De la célèbre banane du Velvet Underground & Nico à la braguette des Rolling Stones, Andy Warhol a griffé de sa patte plus d’une cinquantaine de pochettes. En se renouvelant sans cesse, l’iconique père du pop art a contribué à définir l’identité visuelle de beaucoup d’artistes. Et au début, on était loin de l'explosion de couleurs qui allait arriver plus tard.
  • Pour comprendre l'histoire qui suit, revenons au milieu des années 50. A cette période où le disque est à son apogée, où chaque album se vend comme des petits pains, Andy Warhol trouve dans ces toiles blanches le médium parfait pour gonfler d’un vent nouveau les voiles de son art. Pour ce rejeton de Pittsburgh, tout a commencé dans la musique. Lorsqu’il débarque à New York en 1949, il obtient un premier job de graphiste pour des maisons de disques, en parallèle de ses activités de dessinateur publicitaire.

    Chez Columbia, il imagine une pochette type, reconnaissable entre mille. Sur ce carré blanc qui renferme les galettes, il en rajoute d’autres, de couleurs vives : ils sont réservés pour des dessins à la plume ou pour capturer le nom du label. Mais avec l’arrivée du jazz dans les années 50, Warhol doit (déjà) se réinventer.

    Au milieu de cette multitude de nouveaux-venus, Andy fait le pari du portrait. Premier essai en 1955 avec l'album « Count Basie » de Count Basie. Il n’est pas encore l’amoureux des couleurs qu'on connaîtra par la suite, et opte donc pour un alliage de gris, grossissant volontairement les traits du pianiste. Une technique inspirée par une photographie, qui trouve écho aujourd’hui dans le travail de Lewis Rossignol, créateur d’un artwork du vinyle « IGOR », signé Tyler, The Creator. 

    Avant Jean-Michel Basquiat qui en fera lui aussi une lubie, Warhol se repense, et des visages, il passe aux mots. Qu’ils soient nombreux, sous la forme de textes comme sur l’album « The Story Of Moondog » en 1957, ou de tailles variables, plus rares, à l’image du « Monk » de Thelonious Monk paru trois années auparavant, Andy a le verbe facile. 

    Quand il ouvre sa Factory en 1964, le peintre revient aux portraits. Ici, il n’est plus question de dessins, mais bien de photographies. Avec la jaquette qu’il imagine pour « This Is John Wallowitch », disque de l’auteur du même nom, Warhol superpose presque 56 clichés du chanteur, à la façon de photos d’identité — exclusivement en noir et blanc. Toujours selon ce procédé et cet outil, il couvre le dos de l’album « The Velvet Underground & Nico » sorti dès 1967. Nouveauté, il baigne cette fois les visages des membres de lumières vives. Par contre, pour le devant de cette pochette, il se montre plus… joueur.
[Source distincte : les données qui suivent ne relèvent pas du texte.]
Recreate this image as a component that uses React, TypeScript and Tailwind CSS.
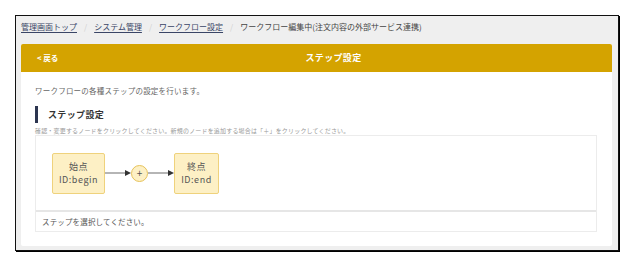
import React from "react";

function Arrow({ w }: { w: number }) {
  return (
    <svg width={w} height="10" viewBox={`0 0 ${w} 10`} className="block shrink-0">
      <line x1="0" y1="5" x2={w - 5} y2="5" stroke="#a3a3a3" strokeWidth="1.6" />
      <polygon points={`${w - 6},2 ${w},5 ${w - 6},8`} fill="#333" />
    </svg>
  );
}

function Node({ title, id, w }: { title: string; id: string; w: string }) {
  return (
    <div
      className={`${w} h-[41px] shrink-0 rounded-[2px] border border-[#efd27c] bg-[#fdf0c5] flex flex-col items-center justify-center text-[9px] leading-[13px] tracking-[0.06em] text-[#555]`}
    >
      <div>{title}</div>
      <div>{id}</div>
    </div>
  );
}

export default function App() {
  return (
    <div
      className="w-[636px] h-[277px] bg-white pt-[15px] pl-[15px]"
      style={{ fontFamily: '"Noto Sans CJK JP", "Noto Sans", sans-serif' }}
    >
      <div className="w-[604px] h-[236px] border border-[#111] shadow-[1px_1px_0_#000] bg-[#efefef] pl-[5px] pr-[6px]">
        <div className="pt-[5px] h-[28px] flex items-start text-[8px] leading-[12px] text-[#3a4566]">
          <span className="underline underline-offset-2 decoration-[#3a4566]">管理画面トップ</span>
          <span className="mx-[7px] text-[#cfcfcf]">/</span>
          <span className="underline underline-offset-2 decoration-[#3a4566]">システム管理</span>
          <span className="mx-[7px] text-[#cfcfcf]">/</span>
          <span className="underline underline-offset-2 decoration-[#3a4566]">ワークフロー設定</span>
          <span className="mx-[7px] text-[#cfcfcf]">/</span>
          <span className="text-[#444]">ワークフロー編集中(注文内容の外部サービス連携)</span>
        </div>
        <div className="bg-white rounded-[2px] h-[202px]">
          <div className="h-[28px] bg-[#d4a300] rounded-t-[2px] flex items-center text-white">
            <div className="pl-[16px] w-[44px] text-[7.5px] font-bold">&lt; 戻る</div>
            <div className="flex-1 text-center text-[9px] font-bold tracking-[0.04em] pr-[10px]">ステップ設定</div>
          </div>
          <div className="pl-[14px] pr-[15px] pt-[13px]">
            <div className="text-[7.5px] leading-[12px] tracking-[0.03em] text-[#666]">ワークフローの各種ステップの設定を行います。</div>
            <div className="mt-[9px] h-[17px] flex items-center border-l-[3px] border-[#2c3550] pl-[10px] text-[9px] font-bold tracking-[0.04em] text-[#333]">
              ステップ設定
            </div>
            <div className="mt-[4px] text-[6px] leading-[8px] tracking-[0.03em] text-[#999] whitespace-nowrap">
              確認・変更するノードをクリックしてください。新規のノードを追加する場合は「＋」をクリックしてください。
            </div>
            <div className="border border-[#ececec]">
              <div className="h-[74px] pl-[16px] flex items-center">
                <Node title="始点" id="ID:begin" w="w-[53px]" />
                <Arrow w={26} />
                <div className="w-[17px] h-[17px] shrink-0 rounded-full border border-[#e6c25a] bg-[#fdf0c5] flex items-center justify-center text-[10px] leading-none text-[#555]">
                  +
                </div>
                <Arrow w={26} />
                <Node title="終点" id="ID:end" w="w-[45px]" />
              </div>
              <div className="h-[2px] bg-[#e6e6e6]" />
              <div className="h-[19px] pl-[6px] flex items-center text-[7.5px] tracking-[0.02em] text-[#555]">
                ステップを選択してください。
              </div>
            </div>
          </div>
        </div>
      </div>
    </div>
  );
}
    En apposant une banane que l’on peut directement peler — à votre avis, à quoi ressemble le fruit sans sa peau ?, Andy met à contribution le public, lui demandant de toucher son art, l’incluant en quelque sorte dans le processus. Cette initiative tape dans l’œil de Mick Jagger, qui pour l’album « Sticky Fingers » (1971), contacte Warhol. Comme une réponse au titre — qu’on vous laisse traduire, l’auditeur est appelé cette fois à baisser la braguette du chanteur des Stones, affichée taille XXL sur la jaquette.

    Fin 70, début 80, La Factory tourne à plein régime et Andy Warhol surfe sur le tsunami de sa notoriété. Les stars se pressent dans son atelier : nombreux sont celles et ceux à vouloir, comme Marilyn Monroe, que le pape du pop art leur tire un portrait coloré. À la volée, on peut citer Billy Squier et Diana Ross, respectivement pour « Emotions In Motion » et « Silk Electric » en 1982, ou John Lennon et Aretha Franklin, immortalisés sur les covers de « Menlove Ave. » et « Aretha », parus en 1986. Ces illustrations sont tellement vendeuses, que même de son vivant — et que dire lorsqu’il ne sera plus — Andy Warhol est copié sans vergogne. 
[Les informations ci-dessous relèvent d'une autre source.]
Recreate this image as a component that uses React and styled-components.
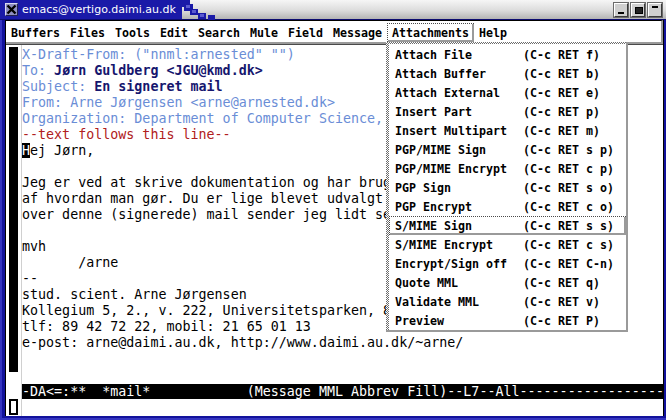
import React from 'react'
import styled, { createGlobalStyle, css } from 'styled-components'

const GlobalStyle = createGlobalStyle`
	html, body {
		margin: 0;
		padding: 0;
		background: #ffffff;
	}
	* {
		box-sizing: border-box;
	}
`

const MONO = `"DejaVu Sans Mono", "Liberation Mono", monospace`
const CHECKER = `repeating-conic-gradient(#6c6c6c 0 25%, #ffffff 0 50%) 0 0 / 2px 2px`

const Window = styled.div`
	position: relative;
	width: 666px;
	height: 420px;
	display: flex;
	flex-direction: column;
	background: #12129c;
	overflow: hidden;
`

const TitleBar = styled.div`
	position: relative;
	height: 20px;
	flex-shrink: 0;
	display: flex;
	align-items: center;
	padding: 0 4px 0 5px;
	background:
		linear-gradient(to right, #1a1aa8 0, #1a1aa8 182px, transparent 182px),
		linear-gradient(to bottom, #f6f6f6 0, #dcdcdc 55%, #b4b4b4 100%);
	border-bottom: 1px solid #0c0c70;
`

const Stairs = styled.svg`
	position: absolute;
	left: 180px;
	top: 0;
`

const CloseBox = styled.div`
	width: 13px;
	height: 13px;
	background: #8f8fc0;
	border: 1px solid;
	border-color: #d8d8f0 #202050 #202050 #d8d8f0;
	display: flex;
	align-items: center;
	justify-content: center;
`

const Title = styled.span`
	margin-left: 4px;
	font-family: "DejaVu Sans", Verdana, sans-serif;
	font-size: 11px;
	color: #ffffff;
	position: relative;
	z-index: 1;
`

const TitleButtons = styled.div`
	margin-left: auto;
	display: flex;
	gap: 3px;
`

const TitleButton = styled.div`
	width: 14px;
	height: 14px;
	background: #cfcfcf;
	border: 1px solid;
	border-color: #ffffff #3a3a3a #3a3a3a #ffffff;
	box-shadow: 0 0 0 1px #6a6a6a;
	position: relative;
	&::after {
		content: '';
		position: absolute;
		background: #000;
		${p => p.kind === 'min' && css`left: 3px; bottom: 2px; width: 6px; height: 2px;`}
		${p => p.kind === 'max' && css`left: 3px; top: 3px; width: 6px; height: 5px; border: 1px solid #000; background: #222;`}
		${p => p.kind === 'shade' && css`left: 3px; top: 2px; width: 6px; height: 2px;`}
	}
`

const Frame = styled.div`
	flex: 1;
	display: flex;
	padding: 0 2px 4px 5px;
	background: #12129c;
	box-shadow: inset 2px 0 0 #3434c0, inset 0 -2px 0 #3434c0;
`

const Content = styled.div`
	flex: 1;
	display: flex;
	flex-direction: column;
	background: #ffffff;
	border-left: 1px solid #000;
	border-right: 1px solid #000;
`

const MenuBar = styled.div`
	height: 24px;
	display: flex;
	padding-top: 2px;
	border-top: 1px solid #000;
	border-bottom: 2px solid #9a9a9a;
	border-right: 2px solid #9a9a9a;
	font-family: ${MONO};
	font-weight: bold;
	font-size: 11.63px;
	color: #000;
`

const activeBox = css`
	border-top: 1px dotted #4a4a4a;
	border-left: 1px dotted #4a4a4a;
	box-shadow: inset -2px -2px 0 #9a9a9a;
`

const MenuBarItem = styled.div`
	height: 19px;
	display: flex;
	align-items: center;
	padding: 0 5px;
	white-space: pre;
	${p => p.active && css`
		${activeBox}
		padding: 0 5px 0 4px;
	`}
`

const Editor = styled.div`
	flex: 1;
	display: grid;
	grid-template-columns: 16px 1fr;
	grid-template-rows: 1fr 15px 17px;
	border-top: 1px solid #4a4a4a;
	font-family: ${MONO};
	font-size: 13.33px;
	min-height: 0;
`

const Gutter = styled.div`
	padding-left: 3px;
	border-right: 1px solid #d0d0d0;
`

const Thumb = styled.div`
	width: 9px;
	background: #000;
	${p => p.mini ? css`
		height: 16px;
		background: #ffffff;
		border: 2px solid #000;
	` : css`
		margin-top: 2px;
		height: 325px;
	`}
`

const TextBody = styled.div`
	padding-top: 2px;
	overflow: hidden;
	white-space: pre;
	line-height: 16px;
	color: #000;
`

const Line = styled.div`
	height: 16px;
`

const Span = styled.span`
	color: ${p => ({ field: '#6a8dd6', value: '#16166e', sep: '#b02020', body: '#000' }[p.tone])};
	font-weight: ${p => (p.tone === 'value' ? 'bold' : 'normal')};
`

const Cursor = styled.span`
	background: #000;
	color: #fff;
`

const ModeLine = styled.div`
	background: #000;
	color: #fff;
	line-height: 15px;
	white-space: pre;
	overflow: hidden;
`

const MiniBuffer = styled.div``

const Dropdown = styled.div`
	position: absolute;
	left: 386px;
	top: 42px;
	width: 242px;
	height: 290px;
	padding: 2px 0 0 3px;
	background: ${CHECKER};
	border-right: 2px solid #9a9a9a;
	border-bottom: 2px solid #9a9a9a;
	font-family: ${MONO};
	font-weight: bold;
	font-size: 11.63px;
	color: #000;
`

const DropdownInner = styled.div`
	height: 100%;
	background: #ffffff;
	padding-top: 1px;
`

const DropItem = styled.div`
	height: 19px;
	display: grid;
	grid-template-columns: 128px 1fr;
	align-items: center;
	padding-left: 6px;
	white-space: pre;
	${p => p.active && css`
		${activeBox}
		padding-left: 5px;
	`}
`

const menus = ['Buffers', 'Files', 'Tools', 'Edit', 'Search', 'Mule', 'Field', 'Message', 'Attachments', 'Help']

const items = [
	['Attach File', '(C-c RET f)'],
	['Attach Buffer', '(C-c RET b)'],
	['Attach External', '(C-c RET e)'],
	['Insert Part', '(C-c RET p)'],
	['Insert Multipart', '(C-c RET m)'],
	['PGP/MIME Sign', '(C-c RET s p)'],
	['PGP/MIME Encrypt', '(C-c RET c p)'],
	['PGP Sign', '(C-c RET s o)'],
	['PGP Encrypt', '(C-c RET c o)'],
	['S/MIME Sign', '(C-c RET s s)'],
	['S/MIME Encrypt', '(C-c RET c s)'],
	['Encrypt/Sign off', '(C-c RET C-n)'],
	['Quote MML', '(C-c RET q)'],
	['Validate MML', '(C-c RET v)'],
	['Preview', '(C-c RET P)'],
]

// each line is a list of [tone, text]
const lines = [
	[['field', 'X-Draft-From: ("nnml:arnested" "")']],
	[['field', 'To: '], ['value', 'Jørn Guldberg <JGU@kmd.dk>']],
	[['field', 'Subject: '], ['value', 'En signeret mail']],
	[['field', 'From: Arne Jørgensen <arne@arnested.dk>']],
	[['field', 'Organization: Department of Computer Science, University of Aarhus']],
	[['sep', '--text follows this line--']],
	'cursor',
	[],
	[['body', 'Jeg er ved at skrive dokumentation og har brug for et eksempel på']],
	[['body', 'af hvordan man gør. Du er lige blevet udvalgt til det, så']],
	[['body', 'over denne (signerede) mail sender jeg lidt senere.']],
	[],
	[['body', 'mvh']],
	[['body', '       /arne']],
	[['body', '-- ']],
	[['body', 'stud. scient. Arne Jørgensen']],
	[['body', 'Kollegium 5, 2., v. 222, Universitetsparken, 8000 Århus C']],
	[['body', 'tlf: 89 42 72 22, mobil: 21 65 01 13']],
	[['body', 'e-post: arne@daimi.au.dk, http://www.daimi.au.dk/~arne/']],
]

const modeLine = '-DA<=:**  *mail*            (Message MML Abbrev Fill)--L7--All' + '-'.repeat(18)

export default function App() {
	return (
		<>
			<GlobalStyle />
			<Window>
				<TitleBar>
					<Stairs width="44" height="20" viewBox="0 0 44 20">
						<rect x="0" y="0" width="10" height="7" fill="#1a1aa8" />
						<rect x="4" y="4" width="9" height="7" fill="#1a1aa8" />
						<rect x="10" y="9" width="8" height="6" fill="#1a1aa8" />
						<rect x="12" y="10" width="4" height="3" fill="#5a5ad0" />
						<rect x="18" y="13" width="8" height="6" fill="#1a1aa8" />
						<rect x="20" y="14" width="4" height="3" fill="#5a5ad0" />
						<rect x="28" y="15" width="7" height="5" fill="#1a1aa8" />
						<rect x="6" y="5" width="4" height="3" fill="#5a5ad0" />
					</Stairs>
					<CloseBox>
						<svg width="11" height="11" viewBox="0 0 11 11">
							<path d="M1.5 1.5 L9.5 9.5 M9.5 1.5 L1.5 9.5" stroke="#000" strokeWidth="2.4" />
						</svg>
					</CloseBox>
					<Title>emacs@vertigo.daimi.au.dk</Title>
					<TitleButtons>
						<TitleButton kind="min" />
						<TitleButton kind="max" />
						<TitleButton kind="shade" />
					</TitleButtons>
				</TitleBar>
				<Frame>
					<Content>
						<MenuBar>
							{menus.map(m => (
								<MenuBarItem key={m} active={m === 'Attachments'}>{m}</MenuBarItem>
							))}
						</MenuBar>
						<Editor>
							<Gutter><Thumb /></Gutter>
							<TextBody>
								{lines.map((line, i) => {
									if (line === 'cursor') {
										return <Line key={i}><Cursor>H</Cursor>ej Jørn,</Line>
									}
									return (
										<Line key={i}>
											{line.map(([tone, text], j) => <Span key={j} tone={tone}>{text}</Span>)}
										</Line>
									)
								})}
							</TextBody>
							<Gutter />
							<ModeLine>{modeLine}</ModeLine>
							<Gutter><Thumb mini /></Gutter>
							<MiniBuffer />
						</Editor>
					</Content>
				</Frame>
				<Dropdown>
					<DropdownInner>
						{items.map(([label, key]) => (
							<DropItem key={label} active={label === 'S/MIME Sign'}>
								<span>{label}</span>
								<span>{key}</span>
							</DropItem>
						))}
					</DropdownInner>
				</Dropdown>
			</Window>
		</>
	)
}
    Les exemples les plus célèbres restent jusqu’ici les pochettes de The Smiths. Pour leur premier disque, « The Smiths » sorti en 1984, le groupe de Manchester utilise une photo de l’acteur américain Joe Dallesandro, une icône de la culture LGBT qui traînait dans les ateliers d’Andy Warhol. Avec « Meat Is Murder » paru en 1985, Morrissey reproduit le découpage warholesque en carrés, dupliqués quatre fois à l’identique. Un dernier ? Sur « Sheila Take a Bow », 1987, l’actrice transgenre américaine Candy Darling est en couverture. Devinez quoi, ce personnage fut également la muse du Velvet Underground et Lou Reed, ou encore des… Rolling Stones.